◆ Dataset rows:
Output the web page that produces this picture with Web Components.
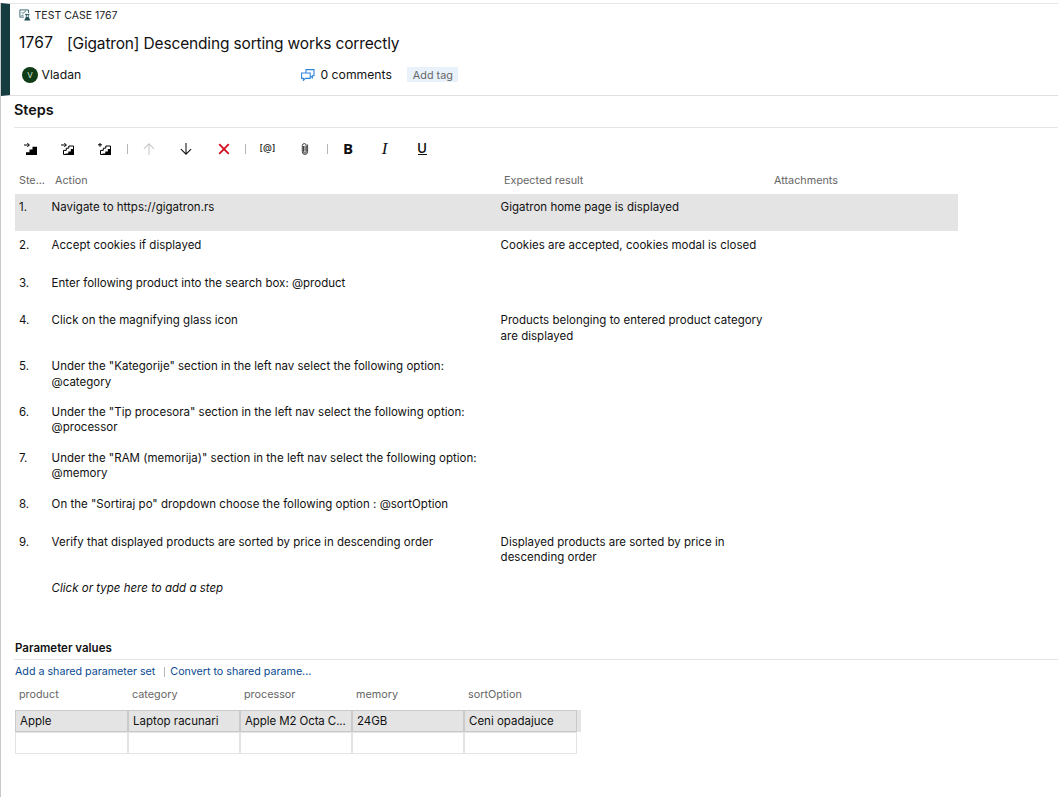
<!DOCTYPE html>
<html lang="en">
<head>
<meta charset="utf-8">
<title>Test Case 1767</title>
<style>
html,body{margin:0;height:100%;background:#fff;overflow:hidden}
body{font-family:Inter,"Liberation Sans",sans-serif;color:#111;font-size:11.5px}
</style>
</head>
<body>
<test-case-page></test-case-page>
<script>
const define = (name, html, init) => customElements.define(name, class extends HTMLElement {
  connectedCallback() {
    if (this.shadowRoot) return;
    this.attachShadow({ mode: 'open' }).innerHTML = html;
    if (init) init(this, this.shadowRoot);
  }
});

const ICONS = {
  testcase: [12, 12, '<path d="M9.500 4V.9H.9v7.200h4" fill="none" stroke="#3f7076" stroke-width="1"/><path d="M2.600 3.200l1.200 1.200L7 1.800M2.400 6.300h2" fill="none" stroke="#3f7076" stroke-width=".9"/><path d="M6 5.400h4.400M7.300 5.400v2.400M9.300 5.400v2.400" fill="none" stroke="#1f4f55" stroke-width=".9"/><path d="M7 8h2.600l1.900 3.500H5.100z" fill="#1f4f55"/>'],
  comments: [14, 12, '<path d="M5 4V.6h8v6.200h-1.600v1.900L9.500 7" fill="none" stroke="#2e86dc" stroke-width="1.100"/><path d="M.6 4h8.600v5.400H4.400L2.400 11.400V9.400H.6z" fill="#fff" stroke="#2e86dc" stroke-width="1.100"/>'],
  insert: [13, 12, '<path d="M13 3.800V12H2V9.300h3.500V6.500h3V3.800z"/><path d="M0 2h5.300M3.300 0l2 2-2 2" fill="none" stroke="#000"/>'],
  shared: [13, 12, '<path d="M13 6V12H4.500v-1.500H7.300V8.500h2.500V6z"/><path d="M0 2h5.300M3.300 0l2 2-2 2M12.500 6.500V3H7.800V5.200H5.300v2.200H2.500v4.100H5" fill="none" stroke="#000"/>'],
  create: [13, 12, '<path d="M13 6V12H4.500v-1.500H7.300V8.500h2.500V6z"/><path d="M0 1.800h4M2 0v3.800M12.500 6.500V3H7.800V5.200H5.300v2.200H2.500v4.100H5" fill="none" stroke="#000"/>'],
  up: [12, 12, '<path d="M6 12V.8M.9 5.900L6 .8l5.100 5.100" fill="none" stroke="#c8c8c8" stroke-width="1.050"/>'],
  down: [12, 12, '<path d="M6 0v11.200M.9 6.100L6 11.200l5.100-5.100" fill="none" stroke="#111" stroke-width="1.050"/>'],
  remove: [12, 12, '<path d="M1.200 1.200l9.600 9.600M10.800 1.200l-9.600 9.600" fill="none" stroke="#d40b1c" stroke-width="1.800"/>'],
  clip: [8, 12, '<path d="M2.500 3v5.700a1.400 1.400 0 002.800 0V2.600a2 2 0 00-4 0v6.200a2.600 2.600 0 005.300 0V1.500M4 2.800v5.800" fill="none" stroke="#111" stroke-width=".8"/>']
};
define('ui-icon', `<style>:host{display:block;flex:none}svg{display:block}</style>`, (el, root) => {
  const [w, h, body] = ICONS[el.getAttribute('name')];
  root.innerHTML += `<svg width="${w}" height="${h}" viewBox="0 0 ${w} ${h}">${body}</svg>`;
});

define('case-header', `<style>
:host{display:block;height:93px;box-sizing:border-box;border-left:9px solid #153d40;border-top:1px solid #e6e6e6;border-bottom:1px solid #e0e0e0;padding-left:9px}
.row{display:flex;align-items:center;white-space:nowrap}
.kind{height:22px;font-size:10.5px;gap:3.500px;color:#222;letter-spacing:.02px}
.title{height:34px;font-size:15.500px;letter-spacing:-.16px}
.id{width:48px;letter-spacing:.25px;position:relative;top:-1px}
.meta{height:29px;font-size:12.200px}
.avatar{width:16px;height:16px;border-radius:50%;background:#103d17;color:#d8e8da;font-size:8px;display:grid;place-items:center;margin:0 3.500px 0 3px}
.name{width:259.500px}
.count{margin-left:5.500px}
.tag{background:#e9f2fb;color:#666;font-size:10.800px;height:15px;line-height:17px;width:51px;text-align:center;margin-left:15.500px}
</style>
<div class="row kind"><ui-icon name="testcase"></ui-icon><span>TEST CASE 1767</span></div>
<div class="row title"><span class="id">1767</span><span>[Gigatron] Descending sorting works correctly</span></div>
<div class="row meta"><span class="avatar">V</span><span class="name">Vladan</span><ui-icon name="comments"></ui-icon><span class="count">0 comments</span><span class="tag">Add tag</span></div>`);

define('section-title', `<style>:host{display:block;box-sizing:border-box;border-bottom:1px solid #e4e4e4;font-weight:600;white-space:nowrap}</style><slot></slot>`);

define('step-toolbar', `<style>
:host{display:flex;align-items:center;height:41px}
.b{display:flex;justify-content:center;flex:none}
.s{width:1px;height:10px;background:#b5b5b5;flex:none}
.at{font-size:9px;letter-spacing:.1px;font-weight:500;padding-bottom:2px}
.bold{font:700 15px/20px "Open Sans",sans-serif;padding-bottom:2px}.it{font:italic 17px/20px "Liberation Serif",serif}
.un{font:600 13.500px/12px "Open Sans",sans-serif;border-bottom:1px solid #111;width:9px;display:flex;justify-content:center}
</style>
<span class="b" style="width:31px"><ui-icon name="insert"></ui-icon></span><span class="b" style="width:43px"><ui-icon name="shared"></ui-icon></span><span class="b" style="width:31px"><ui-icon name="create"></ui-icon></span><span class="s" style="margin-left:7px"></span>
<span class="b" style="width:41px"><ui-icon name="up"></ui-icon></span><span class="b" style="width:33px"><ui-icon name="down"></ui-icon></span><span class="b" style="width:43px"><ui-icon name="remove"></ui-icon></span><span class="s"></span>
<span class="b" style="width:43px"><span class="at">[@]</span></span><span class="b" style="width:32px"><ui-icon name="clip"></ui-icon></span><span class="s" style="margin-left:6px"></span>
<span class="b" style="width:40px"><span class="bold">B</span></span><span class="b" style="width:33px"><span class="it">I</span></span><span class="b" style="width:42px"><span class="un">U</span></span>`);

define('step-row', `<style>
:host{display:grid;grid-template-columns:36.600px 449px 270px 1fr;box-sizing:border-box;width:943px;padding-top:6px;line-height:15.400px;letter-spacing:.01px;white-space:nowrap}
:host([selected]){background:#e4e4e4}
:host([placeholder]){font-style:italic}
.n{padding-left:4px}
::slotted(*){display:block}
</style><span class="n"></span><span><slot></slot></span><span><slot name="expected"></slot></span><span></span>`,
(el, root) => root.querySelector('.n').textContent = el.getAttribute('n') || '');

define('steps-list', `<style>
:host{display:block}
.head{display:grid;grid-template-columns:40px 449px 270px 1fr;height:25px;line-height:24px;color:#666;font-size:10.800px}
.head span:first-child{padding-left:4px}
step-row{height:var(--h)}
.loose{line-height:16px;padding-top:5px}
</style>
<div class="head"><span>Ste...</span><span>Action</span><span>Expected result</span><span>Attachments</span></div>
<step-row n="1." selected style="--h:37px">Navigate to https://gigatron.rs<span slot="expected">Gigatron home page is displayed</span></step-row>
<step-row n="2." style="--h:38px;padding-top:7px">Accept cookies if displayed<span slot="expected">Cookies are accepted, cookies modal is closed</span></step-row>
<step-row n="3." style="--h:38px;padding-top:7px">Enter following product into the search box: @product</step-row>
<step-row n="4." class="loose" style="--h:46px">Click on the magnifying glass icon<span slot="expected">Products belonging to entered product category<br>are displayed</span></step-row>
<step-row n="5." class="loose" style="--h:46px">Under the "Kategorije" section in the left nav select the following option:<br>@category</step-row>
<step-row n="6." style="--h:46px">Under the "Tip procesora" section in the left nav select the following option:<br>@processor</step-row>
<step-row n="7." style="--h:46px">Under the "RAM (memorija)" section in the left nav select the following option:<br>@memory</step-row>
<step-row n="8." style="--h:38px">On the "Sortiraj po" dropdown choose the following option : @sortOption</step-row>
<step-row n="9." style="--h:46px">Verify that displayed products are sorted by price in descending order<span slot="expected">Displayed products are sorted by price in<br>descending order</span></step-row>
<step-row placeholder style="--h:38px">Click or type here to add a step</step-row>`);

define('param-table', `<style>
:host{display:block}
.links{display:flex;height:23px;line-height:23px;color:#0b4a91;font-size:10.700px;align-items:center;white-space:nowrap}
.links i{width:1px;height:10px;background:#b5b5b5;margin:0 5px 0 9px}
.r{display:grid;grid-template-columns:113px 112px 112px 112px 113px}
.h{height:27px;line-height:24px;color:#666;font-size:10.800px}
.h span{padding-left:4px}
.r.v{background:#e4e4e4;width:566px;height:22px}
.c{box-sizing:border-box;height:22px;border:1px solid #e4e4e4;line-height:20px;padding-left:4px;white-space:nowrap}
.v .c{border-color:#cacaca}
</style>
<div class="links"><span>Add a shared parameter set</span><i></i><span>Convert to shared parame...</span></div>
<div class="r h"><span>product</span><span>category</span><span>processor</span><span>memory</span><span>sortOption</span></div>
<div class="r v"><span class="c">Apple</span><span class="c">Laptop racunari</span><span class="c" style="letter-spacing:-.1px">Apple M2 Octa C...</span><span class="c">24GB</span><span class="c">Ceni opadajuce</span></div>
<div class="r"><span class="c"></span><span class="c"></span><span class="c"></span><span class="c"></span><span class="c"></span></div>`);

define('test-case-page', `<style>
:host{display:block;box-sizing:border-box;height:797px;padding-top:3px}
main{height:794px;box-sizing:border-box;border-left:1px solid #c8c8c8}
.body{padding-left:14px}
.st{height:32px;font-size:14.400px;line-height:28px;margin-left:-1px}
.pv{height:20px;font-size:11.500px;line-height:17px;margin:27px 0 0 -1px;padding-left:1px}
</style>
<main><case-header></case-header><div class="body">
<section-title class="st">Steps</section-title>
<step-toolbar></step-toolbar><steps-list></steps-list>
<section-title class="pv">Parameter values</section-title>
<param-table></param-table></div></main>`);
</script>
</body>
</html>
---
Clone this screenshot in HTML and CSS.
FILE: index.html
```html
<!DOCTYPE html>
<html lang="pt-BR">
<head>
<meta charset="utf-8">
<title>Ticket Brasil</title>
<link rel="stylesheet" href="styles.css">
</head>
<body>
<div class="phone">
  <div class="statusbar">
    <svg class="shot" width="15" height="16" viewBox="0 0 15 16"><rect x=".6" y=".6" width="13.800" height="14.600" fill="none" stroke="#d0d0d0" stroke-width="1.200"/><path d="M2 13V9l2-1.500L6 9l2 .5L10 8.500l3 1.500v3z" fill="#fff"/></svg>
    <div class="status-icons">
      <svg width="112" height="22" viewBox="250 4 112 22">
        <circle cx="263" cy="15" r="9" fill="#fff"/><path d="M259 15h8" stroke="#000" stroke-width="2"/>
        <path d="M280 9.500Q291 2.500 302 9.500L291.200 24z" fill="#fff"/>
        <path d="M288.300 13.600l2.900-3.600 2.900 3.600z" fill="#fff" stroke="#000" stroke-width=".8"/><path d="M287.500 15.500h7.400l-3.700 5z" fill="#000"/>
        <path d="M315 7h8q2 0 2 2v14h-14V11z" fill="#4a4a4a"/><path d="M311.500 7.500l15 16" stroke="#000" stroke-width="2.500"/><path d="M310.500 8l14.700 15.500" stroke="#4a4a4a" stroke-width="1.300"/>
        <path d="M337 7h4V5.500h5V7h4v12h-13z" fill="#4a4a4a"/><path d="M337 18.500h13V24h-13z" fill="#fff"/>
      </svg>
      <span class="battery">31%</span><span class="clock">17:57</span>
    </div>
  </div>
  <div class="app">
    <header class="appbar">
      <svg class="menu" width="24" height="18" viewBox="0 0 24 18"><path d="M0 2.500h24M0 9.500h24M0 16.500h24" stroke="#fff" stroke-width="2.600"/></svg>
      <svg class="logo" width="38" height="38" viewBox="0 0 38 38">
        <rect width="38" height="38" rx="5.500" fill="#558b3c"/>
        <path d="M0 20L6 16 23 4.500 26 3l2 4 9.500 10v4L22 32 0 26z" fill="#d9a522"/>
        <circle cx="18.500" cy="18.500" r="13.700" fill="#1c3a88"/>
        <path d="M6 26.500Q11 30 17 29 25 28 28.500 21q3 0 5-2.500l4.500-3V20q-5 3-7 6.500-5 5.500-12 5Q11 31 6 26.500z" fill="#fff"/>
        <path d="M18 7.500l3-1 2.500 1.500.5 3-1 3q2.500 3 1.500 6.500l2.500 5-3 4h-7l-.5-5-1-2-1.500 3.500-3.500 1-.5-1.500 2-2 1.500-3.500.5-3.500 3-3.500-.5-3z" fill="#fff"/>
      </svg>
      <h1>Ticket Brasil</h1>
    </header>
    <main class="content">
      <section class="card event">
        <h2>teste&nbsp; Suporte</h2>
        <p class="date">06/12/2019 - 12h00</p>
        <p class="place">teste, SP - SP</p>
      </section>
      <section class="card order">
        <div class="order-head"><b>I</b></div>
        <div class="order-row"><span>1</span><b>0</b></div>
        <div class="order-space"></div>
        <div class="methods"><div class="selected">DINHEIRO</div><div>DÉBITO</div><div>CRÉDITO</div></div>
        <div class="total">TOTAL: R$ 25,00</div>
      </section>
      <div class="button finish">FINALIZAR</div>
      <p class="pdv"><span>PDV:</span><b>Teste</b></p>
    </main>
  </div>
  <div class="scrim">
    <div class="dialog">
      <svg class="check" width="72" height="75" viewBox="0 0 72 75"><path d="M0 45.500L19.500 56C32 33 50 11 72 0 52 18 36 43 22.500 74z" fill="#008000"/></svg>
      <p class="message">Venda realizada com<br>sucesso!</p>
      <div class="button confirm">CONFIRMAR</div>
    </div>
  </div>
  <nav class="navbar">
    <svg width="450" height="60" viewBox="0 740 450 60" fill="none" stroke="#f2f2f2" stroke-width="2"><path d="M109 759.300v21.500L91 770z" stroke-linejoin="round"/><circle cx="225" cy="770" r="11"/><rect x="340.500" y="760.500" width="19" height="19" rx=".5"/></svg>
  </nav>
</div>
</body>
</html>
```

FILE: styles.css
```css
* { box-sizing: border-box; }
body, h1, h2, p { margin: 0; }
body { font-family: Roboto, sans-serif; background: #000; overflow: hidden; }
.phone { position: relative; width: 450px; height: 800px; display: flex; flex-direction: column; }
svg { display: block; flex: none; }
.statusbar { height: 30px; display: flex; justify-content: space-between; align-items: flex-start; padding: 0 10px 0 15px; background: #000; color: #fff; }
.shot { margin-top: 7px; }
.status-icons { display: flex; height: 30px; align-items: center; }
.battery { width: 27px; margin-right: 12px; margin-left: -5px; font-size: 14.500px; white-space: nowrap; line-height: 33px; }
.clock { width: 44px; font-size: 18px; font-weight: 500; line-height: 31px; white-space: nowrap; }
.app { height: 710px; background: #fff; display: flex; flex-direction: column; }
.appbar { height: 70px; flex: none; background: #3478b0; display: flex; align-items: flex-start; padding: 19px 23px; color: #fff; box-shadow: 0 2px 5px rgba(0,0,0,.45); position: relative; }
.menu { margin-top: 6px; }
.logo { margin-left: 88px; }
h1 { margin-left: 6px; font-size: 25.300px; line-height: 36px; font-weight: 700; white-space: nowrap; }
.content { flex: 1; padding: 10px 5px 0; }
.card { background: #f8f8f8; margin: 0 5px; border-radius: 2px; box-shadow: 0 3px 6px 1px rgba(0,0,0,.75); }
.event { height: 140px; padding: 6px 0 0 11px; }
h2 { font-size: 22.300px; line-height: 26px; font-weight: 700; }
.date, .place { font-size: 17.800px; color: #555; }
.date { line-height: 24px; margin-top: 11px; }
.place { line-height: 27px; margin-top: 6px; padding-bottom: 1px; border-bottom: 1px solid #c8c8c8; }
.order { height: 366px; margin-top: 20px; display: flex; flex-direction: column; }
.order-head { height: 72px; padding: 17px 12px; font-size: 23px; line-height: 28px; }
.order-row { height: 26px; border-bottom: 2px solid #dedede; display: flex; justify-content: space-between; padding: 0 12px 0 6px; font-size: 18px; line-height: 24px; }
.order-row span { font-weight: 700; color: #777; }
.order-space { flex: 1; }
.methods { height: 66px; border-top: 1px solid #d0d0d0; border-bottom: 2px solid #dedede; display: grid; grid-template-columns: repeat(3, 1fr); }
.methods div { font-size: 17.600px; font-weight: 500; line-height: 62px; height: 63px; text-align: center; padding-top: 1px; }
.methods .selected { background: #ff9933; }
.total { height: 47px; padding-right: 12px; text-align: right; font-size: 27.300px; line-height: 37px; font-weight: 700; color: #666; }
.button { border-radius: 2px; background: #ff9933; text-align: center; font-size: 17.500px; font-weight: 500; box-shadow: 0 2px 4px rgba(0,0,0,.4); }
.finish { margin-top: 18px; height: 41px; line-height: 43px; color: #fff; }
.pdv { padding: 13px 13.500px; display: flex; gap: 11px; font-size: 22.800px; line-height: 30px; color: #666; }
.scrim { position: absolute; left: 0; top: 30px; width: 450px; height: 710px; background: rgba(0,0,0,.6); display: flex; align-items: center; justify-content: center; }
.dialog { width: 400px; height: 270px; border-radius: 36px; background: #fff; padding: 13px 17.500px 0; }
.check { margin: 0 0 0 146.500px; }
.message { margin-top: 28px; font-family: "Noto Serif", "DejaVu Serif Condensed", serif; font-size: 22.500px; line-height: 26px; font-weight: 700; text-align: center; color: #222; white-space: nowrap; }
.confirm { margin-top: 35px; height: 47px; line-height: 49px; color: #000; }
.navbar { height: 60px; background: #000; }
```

◆ The exercise: Look above for every line with the word "that" and copy it.

◆ Exercise output:
Output the web page that produces this picture with Web Components.
<step-row n="9." style="--h:46px">Verify that displayed products are sorted by price in descending order<span slot="expected">Displayed products are sorted by price in<br>descending order</span></step-row>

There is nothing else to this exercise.